Similar arrangements reducing the disposal value on the grant of a long funding lease were seen using ‘advance payments’ rather than premiums. An example is at BLM62230.
On 13 December 2007 rules were introduced to counter such avoidance involving premiums.
Lease premiums paid on or after 13 December 2007
Sections 785B and S785C ICTA 1988 were enacted by FA 2008 to treat relevant capital payments, such a premium paid on the granting of a lease, as income of the lessor.
Where the premium is payable under an unconditional obligation it will be taxable in the period in which that obligation arises, otherwise it will be taxable in the period received.
The exceptions to this are:
* For payments made on or before 11 March 2008 the new rules will only have effect for payments made in respect of leases of plant and machinery that are not leased with other assets (Paragraph 1(3) of Schedule 20 FA 2008) * For payments made on or after 12 March 2008, the rules will also have effect for plant and machinery (other than fixtures) leased with other assets, but only to the extent that: * It is reasonable to attribute the capital payment to the plant and machinery, and * If the payment were income, it would not be taxed as property income under Schedule A.
Lease premiums paid on or after 13 November 2008
The disposal value to be brought in by the lessor on the commencement of the term of a long funding finance lease, given by item 5A of column 2 of the Table at section 61(2) CAA 2001, was amended for disposal events on or after 13 November 2008.
Following this amendment the disposal value was calculated with reference to the qualifying lease payments, which included any initial payments made under the lease.

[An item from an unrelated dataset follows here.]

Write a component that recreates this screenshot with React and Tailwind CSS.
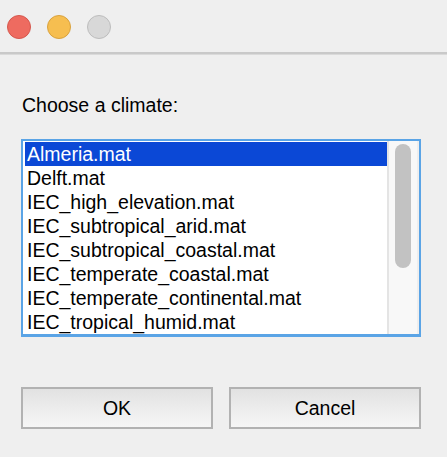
import React from "react";

const items = [
  "Almeria.mat",
  "Delft.mat",
  "IEC_high_elevation.mat",
  "IEC_subtropical_arid.mat",
  "IEC_subtropical_coastal.mat",
  "IEC_temperate_coastal.mat",
  "IEC_temperate_continental.mat",
  "IEC_tropical_humid.mat",
];

export default function App() {
  return (
    <div
      className="w-[447px] h-[457px] bg-[#efefef] flex flex-col overflow-hidden text-black"
      style={{ fontFamily: '"Liberation Sans", Arial, Helvetica, sans-serif' }}
    >
      {/* Title bar */}
      <div className="h-[52px] flex items-center pl-[7px] gap-[16px] pt-[1px] shrink-0">
        <div className="w-[24px] h-[24px] rounded-full bg-[#ee6b60] border border-[#d5584e]" />
        <div className="w-[24px] h-[24px] rounded-full bg-[#f6be50] border border-[#d9a23e]" />
        <div className="w-[24px] h-[24px] rounded-full bg-[#d8d8d8] border border-[#bdbdbd]" />
      </div>
      <div className="h-[2px] bg-[#c9c9c9] shrink-0" />
      <div className="h-[1px] bg-[#dadada] shrink-0" />

      {/* Content */}
      <div className="flex flex-col pl-[21px] pr-[26px]">
        <div className="mt-[39px] text-[19.5px] leading-[22px] pl-[1px]">Choose a climate:</div>

        <div className="mt-[23px] h-[198px] border-2 border-[#5aa4e6] border-b-[3px] bg-white flex">
          <div className="flex-1 pt-[1px] pl-[2px]">
            {items.map((it, i) => (
              <div
                key={it}
                className={
                  "h-[24px] leading-[25px] text-[19.5px] pl-[2px] whitespace-nowrap " +
                  (i === 0 ? "bg-[#0b48d6] text-white" : "text-black")
                }
              >
                {it}
              </div>
            ))}
          </div>
          <div className="w-[32px] bg-[#f8f8f8] border-l-2 border-l-[#e4e4e4] border-r-2 border-r-[#eeeeee] pt-[3px] pl-[6px]">
            <div className="w-[16px] h-[124px] rounded-full bg-[#c2c2c2]" />
          </div>
        </div>

        <div className="mt-[50px] flex gap-[16px]">
          <button className="w-[192px] h-[42px] border-2 border-[#b2b2b2] bg-gradient-to-b from-[#e2e2e2] to-[#f6f6f6] text-[19.5px] leading-[22px] text-black">
            OK
          </button>
          <button className="w-[192px] h-[42px] border-2 border-[#b2b2b2] bg-gradient-to-b from-[#e2e2e2] to-[#f6f6f6] text-[19.5px] leading-[22px] text-black">
            Cancel
          </button>
        </div>
      </div>
    </div>
  );
}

As a result, the lessor’s disposal value will include amounts falling with the definition of ‘initial payments’ (defined at section 70YI CAA 2001) i.e. lease premiums.
The change made means that the disposal value to be brought in is either the qualifying lease payments, being the minimum payments under the lease including any initial amount, or the market value of the plant or machinery at commencement of the lease, whichever is the greater.
See BLM61030 and BLM63020 for further details on lease premium avoidance.
Accounting periods ending on or after 1 April 2010 and tax years 2010-11 onwards
For accounting periods ending on or after 1 April 2010, and for tax year 2010-11 and subsequent tax years the legislation at sections 785B and 785C ICTA 1988 was rewritten to sections 890-894 CTA 2010.